【ヒルマニア】イチロー、来季日本開幕戦がサヨナラセレモニー 殿堂入りに影響は?

スポーツ報知
12年、東京ドームでのMLB開幕戦でアスレチックスのマッカーシー(左)から内野安打を放ったイチロー

 「ヒルマニア」は、スポーツ報知でメジャーリーグを担当し続けて40年の蛭間豊章記者が、マニアックなメジャーネタをお送りします。

 「今季欠場、来季復帰」という今回のイチローへの球団の対処には驚かされるばかりだ。過去の引退、その後カムバックは大物になればなるほど難しい。1984年まで通算268勝して90年に野球殿堂入りしたジム・パーマーは91年、45歳の時に復帰を目指して古巣オリオールズに招待選手としてスプリングキャンプに参加。オープン戦にも登板したが、衰えが目立って復帰を断念している。

 その一方で、現役最年長でプレーしているバートロ・コローン投手(レンジャーズ)のように2010年の1年間をドミニカ共和国のウィンターリーグだけしかプレーせず、翌年復活したケースもある。今でも現役を続けているが、復活したのは37歳だった。

 ただ、今年10月に45歳を迎えるイチローが自らカムバックを望んでも、今季のような成績が精いっぱいでは「?」マークが付く。

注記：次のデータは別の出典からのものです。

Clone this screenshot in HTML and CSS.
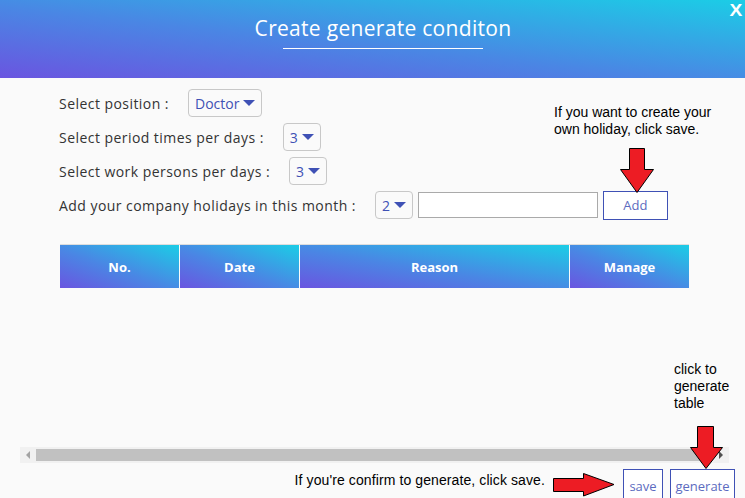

 しかし、ディポトGMによると、故障していた正左翼手ギャメルの復帰を見越して、その後をどうすべきか今月初旬に代理人を加えて話し合いを持った。すでに3月の移籍交渉の時点で、イチローがマリナーズの組織に残るというオプションもあったようだ。2018年だけでなく、それ以降も含め、来季以降現役選手としても残れることを示唆したのだという。

 つまり、今季順調にペナントレースを進めているマ軍は、優勝争いに加わるため戦力構想からイチローを外したのが現実。メジャーも注目したエンゼルス・大谷との対戦も、今回の決断の上で検討しなかったことにも表れる。

 その上で来季開催される日本での開幕戦は、ベンチ入りメンバーが移動を考慮して28人になることを見据え、イチローをキープしておきたい。レギュラーシーズンとはいえ、開幕2試合がイチローのサヨナラセレモニー的な要素にもなる。

 ただ、マイナス面も一つある。今年限りで現役引退なら野球殿堂候補者になるのは2024年。1試合でもメジャーでプレーすれば1年遅れることになる。しかし、その1年はイチロー全盛期を知る記者が少なからず減ることによって、確定的とも言われた1年目殿堂入りを逃す可能性が出てくるのも間違いない。